All lines in which the word "React" occurs are to be extracted.

Data to use start

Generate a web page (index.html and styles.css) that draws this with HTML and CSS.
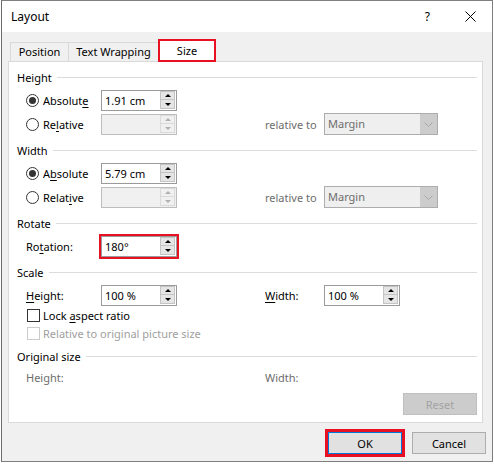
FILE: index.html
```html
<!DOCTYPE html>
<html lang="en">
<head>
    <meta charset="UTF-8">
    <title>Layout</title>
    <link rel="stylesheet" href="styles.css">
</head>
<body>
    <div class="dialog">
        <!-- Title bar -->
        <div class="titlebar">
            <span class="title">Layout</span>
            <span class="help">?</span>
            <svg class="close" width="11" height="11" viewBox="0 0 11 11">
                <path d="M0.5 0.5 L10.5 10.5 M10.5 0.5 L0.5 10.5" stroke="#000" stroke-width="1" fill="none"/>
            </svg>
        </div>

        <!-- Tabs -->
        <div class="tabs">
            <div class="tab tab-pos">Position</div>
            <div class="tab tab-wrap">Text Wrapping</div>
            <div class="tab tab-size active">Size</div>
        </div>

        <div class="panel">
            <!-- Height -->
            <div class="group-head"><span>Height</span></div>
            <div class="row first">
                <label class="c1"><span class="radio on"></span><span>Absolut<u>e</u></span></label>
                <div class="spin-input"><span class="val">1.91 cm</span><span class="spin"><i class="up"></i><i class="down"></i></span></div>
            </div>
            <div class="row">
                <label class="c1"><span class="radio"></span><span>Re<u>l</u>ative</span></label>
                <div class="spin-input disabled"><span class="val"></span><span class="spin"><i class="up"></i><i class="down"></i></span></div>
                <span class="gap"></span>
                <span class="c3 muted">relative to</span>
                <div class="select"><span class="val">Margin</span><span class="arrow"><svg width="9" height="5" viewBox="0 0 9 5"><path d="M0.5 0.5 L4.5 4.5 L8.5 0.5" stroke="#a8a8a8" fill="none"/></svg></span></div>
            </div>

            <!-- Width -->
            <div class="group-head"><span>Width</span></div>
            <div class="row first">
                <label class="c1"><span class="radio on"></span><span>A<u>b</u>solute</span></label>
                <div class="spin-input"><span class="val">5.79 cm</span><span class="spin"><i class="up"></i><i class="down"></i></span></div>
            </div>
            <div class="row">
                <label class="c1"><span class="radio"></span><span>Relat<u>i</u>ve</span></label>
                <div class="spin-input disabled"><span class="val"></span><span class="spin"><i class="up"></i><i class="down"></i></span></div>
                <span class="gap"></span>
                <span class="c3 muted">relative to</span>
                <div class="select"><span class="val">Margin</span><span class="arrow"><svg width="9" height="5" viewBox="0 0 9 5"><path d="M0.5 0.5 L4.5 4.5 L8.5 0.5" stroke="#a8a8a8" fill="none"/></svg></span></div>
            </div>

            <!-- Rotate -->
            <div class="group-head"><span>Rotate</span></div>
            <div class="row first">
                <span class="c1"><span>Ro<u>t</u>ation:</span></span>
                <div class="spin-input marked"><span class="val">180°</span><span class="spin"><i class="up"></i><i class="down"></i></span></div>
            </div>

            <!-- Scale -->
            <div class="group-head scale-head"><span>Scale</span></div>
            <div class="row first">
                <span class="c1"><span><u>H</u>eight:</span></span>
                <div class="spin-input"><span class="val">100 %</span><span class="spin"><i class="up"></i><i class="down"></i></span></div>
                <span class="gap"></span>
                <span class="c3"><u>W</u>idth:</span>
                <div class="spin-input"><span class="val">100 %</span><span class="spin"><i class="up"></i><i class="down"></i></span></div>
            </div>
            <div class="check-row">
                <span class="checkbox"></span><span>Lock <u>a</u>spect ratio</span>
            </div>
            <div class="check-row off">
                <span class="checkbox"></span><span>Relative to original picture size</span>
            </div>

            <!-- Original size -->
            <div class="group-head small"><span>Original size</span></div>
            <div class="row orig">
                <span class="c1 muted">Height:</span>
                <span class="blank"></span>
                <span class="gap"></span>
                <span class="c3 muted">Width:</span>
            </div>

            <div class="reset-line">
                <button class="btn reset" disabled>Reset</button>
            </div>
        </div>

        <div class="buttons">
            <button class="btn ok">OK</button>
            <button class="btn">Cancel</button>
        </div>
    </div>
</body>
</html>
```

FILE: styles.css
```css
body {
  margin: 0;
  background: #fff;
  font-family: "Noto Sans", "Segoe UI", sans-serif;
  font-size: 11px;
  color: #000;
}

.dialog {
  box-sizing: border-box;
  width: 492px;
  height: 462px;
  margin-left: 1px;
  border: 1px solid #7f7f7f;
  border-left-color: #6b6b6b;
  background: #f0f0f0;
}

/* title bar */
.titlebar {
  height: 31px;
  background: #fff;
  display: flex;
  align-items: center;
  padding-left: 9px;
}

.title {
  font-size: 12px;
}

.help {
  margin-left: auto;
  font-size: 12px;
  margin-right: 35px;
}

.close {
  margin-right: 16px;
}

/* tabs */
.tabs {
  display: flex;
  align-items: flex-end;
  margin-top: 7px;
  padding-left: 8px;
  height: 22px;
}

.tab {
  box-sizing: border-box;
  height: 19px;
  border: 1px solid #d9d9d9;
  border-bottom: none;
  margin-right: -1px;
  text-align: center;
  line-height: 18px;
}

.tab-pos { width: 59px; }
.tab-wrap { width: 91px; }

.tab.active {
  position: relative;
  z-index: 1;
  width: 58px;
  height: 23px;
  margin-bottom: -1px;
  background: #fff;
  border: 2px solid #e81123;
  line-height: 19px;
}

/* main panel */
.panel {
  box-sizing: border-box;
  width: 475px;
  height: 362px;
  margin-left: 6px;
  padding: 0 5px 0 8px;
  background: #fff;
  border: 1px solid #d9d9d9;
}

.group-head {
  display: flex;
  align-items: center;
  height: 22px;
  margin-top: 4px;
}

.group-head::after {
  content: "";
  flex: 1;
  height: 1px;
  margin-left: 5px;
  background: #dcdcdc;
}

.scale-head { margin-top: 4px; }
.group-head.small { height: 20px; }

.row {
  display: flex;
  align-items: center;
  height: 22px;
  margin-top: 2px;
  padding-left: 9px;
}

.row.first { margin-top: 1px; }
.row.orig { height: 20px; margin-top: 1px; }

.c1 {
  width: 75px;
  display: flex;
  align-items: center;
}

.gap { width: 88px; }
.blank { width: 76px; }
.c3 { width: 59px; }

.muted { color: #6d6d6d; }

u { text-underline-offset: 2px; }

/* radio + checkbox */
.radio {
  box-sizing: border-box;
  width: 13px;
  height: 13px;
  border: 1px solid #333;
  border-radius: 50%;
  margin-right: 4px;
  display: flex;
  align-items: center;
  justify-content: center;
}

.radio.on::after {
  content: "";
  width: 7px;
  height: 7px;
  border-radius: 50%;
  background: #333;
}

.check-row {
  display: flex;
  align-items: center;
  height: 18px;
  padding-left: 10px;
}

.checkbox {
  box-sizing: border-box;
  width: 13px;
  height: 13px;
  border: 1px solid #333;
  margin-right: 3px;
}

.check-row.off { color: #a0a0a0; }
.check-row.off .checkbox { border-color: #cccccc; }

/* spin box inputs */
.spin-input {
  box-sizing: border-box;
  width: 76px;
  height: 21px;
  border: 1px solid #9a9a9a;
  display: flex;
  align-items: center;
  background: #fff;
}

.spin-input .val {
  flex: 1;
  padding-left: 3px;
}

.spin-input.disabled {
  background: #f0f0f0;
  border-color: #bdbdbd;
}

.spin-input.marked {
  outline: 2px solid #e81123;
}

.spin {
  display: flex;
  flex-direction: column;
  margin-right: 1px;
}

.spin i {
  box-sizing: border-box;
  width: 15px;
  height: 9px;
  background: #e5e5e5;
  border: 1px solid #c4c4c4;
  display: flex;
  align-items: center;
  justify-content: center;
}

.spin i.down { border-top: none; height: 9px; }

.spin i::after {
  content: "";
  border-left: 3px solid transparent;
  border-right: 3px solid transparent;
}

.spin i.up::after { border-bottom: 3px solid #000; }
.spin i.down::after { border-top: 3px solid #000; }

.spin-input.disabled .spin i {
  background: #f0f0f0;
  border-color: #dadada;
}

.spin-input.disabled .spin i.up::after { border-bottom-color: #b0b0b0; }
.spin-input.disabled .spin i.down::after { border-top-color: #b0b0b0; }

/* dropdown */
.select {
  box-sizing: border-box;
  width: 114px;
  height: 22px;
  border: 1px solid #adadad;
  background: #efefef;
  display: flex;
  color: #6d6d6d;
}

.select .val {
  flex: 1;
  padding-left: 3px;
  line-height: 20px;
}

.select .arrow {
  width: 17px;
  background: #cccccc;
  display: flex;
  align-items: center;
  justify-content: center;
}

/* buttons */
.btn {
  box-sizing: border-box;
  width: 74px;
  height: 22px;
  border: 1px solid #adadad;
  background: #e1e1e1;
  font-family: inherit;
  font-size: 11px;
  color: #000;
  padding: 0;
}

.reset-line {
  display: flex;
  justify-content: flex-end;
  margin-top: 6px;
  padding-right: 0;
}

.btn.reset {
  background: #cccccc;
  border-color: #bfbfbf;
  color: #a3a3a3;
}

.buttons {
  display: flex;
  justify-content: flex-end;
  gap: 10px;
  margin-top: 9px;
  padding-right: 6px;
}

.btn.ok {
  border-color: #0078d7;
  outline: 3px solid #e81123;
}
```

Data to use end
Data to use start

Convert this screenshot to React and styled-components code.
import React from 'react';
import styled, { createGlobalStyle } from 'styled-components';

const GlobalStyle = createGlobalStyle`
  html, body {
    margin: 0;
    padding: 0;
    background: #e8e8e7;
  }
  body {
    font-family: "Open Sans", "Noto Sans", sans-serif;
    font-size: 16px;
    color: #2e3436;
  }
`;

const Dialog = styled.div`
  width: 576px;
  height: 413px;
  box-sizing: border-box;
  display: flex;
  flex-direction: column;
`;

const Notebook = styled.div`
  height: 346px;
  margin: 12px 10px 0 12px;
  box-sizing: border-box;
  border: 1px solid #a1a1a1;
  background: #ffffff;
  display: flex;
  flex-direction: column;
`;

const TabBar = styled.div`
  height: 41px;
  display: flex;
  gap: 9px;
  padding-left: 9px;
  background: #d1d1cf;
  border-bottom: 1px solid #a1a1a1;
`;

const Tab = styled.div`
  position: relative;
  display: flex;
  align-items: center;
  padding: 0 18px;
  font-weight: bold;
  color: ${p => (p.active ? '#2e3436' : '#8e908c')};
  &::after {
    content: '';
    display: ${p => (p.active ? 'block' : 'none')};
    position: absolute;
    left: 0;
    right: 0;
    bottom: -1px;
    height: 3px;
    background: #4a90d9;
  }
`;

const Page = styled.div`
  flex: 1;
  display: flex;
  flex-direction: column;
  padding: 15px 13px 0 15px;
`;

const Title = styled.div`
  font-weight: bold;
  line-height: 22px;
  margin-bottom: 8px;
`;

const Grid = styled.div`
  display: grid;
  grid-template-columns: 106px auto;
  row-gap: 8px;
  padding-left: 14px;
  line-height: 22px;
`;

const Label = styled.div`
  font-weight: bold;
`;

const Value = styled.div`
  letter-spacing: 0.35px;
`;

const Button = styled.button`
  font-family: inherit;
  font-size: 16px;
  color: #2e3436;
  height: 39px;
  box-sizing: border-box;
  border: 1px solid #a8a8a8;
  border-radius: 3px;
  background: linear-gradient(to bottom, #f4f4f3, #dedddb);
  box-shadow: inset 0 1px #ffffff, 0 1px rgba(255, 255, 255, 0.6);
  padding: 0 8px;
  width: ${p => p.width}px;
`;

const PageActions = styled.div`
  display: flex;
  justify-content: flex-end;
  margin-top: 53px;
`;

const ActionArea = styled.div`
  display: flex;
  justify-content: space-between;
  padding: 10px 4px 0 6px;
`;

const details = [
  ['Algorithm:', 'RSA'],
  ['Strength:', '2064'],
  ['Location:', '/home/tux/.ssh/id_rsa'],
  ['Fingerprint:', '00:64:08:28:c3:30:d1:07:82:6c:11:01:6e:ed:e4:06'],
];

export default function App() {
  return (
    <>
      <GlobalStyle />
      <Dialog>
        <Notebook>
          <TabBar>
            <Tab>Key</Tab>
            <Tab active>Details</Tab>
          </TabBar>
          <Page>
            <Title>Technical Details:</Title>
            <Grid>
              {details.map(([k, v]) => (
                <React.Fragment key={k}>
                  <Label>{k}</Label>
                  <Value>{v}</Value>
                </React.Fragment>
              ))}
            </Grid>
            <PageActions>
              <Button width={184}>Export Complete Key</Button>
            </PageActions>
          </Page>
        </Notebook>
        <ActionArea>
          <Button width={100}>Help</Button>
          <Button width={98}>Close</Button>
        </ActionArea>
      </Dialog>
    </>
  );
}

Data to use end
Data to use start

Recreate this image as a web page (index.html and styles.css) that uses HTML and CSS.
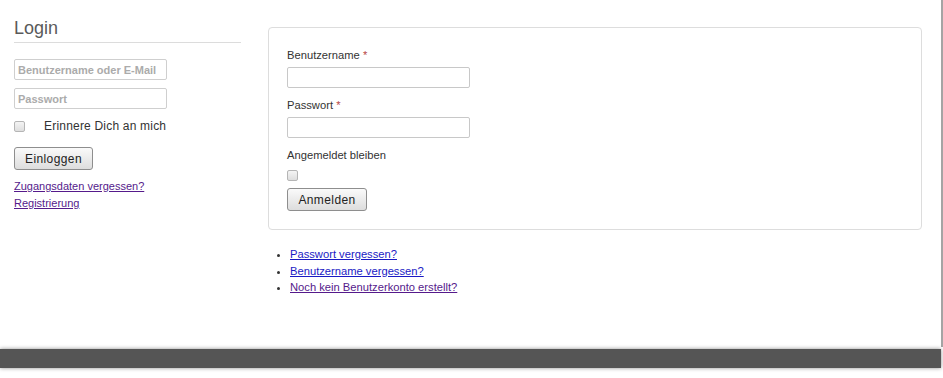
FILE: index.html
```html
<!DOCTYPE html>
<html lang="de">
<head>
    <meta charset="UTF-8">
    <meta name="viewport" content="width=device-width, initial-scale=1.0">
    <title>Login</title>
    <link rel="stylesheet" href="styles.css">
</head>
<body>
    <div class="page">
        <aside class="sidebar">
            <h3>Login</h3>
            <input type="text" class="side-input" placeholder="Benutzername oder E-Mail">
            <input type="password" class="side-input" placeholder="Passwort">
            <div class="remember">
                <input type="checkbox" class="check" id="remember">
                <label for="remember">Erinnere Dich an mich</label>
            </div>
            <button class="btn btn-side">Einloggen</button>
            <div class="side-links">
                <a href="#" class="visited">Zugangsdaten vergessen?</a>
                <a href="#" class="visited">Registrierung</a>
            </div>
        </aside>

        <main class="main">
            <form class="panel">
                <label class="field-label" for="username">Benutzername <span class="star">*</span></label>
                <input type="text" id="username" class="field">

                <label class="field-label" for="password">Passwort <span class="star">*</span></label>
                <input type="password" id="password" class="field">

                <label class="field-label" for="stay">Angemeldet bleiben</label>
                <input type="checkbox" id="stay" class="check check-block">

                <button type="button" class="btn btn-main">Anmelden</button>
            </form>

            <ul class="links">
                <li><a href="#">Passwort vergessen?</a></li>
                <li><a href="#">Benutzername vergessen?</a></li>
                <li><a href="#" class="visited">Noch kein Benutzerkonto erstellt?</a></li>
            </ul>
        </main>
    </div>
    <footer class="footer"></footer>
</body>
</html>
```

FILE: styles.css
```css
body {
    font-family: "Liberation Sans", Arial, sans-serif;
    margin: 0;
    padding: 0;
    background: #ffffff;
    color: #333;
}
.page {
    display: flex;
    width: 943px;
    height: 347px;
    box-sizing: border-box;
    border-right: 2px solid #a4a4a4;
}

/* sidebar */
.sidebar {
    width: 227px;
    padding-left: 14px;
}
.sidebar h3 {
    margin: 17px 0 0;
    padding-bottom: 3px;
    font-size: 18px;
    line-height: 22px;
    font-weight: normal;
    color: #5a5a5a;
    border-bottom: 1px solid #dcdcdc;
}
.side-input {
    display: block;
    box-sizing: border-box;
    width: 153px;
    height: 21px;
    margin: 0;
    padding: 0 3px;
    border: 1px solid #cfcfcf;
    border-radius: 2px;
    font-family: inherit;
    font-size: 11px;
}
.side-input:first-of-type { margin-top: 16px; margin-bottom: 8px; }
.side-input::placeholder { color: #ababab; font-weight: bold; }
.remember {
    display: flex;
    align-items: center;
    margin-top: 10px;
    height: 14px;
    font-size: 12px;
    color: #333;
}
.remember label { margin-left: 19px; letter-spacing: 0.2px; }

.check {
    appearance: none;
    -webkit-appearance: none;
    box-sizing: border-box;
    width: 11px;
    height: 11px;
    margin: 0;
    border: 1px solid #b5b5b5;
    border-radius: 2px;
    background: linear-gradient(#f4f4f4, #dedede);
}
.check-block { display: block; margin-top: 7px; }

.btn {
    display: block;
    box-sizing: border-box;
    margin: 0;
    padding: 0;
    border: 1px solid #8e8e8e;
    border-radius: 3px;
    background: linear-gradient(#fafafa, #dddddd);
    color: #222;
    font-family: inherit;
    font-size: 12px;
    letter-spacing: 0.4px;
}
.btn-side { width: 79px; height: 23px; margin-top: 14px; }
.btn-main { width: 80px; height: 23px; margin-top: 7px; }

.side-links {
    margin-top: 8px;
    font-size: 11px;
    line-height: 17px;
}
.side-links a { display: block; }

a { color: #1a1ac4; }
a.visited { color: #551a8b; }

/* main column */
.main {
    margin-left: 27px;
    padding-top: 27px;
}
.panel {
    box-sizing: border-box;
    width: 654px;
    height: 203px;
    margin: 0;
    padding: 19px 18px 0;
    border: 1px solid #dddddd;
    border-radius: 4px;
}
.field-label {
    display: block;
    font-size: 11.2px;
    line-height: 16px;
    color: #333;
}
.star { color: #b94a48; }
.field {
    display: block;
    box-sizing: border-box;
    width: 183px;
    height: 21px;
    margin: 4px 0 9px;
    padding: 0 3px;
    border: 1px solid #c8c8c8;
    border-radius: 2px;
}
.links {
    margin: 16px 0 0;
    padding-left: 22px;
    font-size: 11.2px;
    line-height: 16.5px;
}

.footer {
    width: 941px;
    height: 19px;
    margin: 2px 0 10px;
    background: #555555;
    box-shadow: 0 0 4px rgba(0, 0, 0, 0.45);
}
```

Data to use end

§ Response below
Convert this screenshot to React and styled-components code.
import React from 'react';
                <React.Fragment key={k}>
                </React.Fragment>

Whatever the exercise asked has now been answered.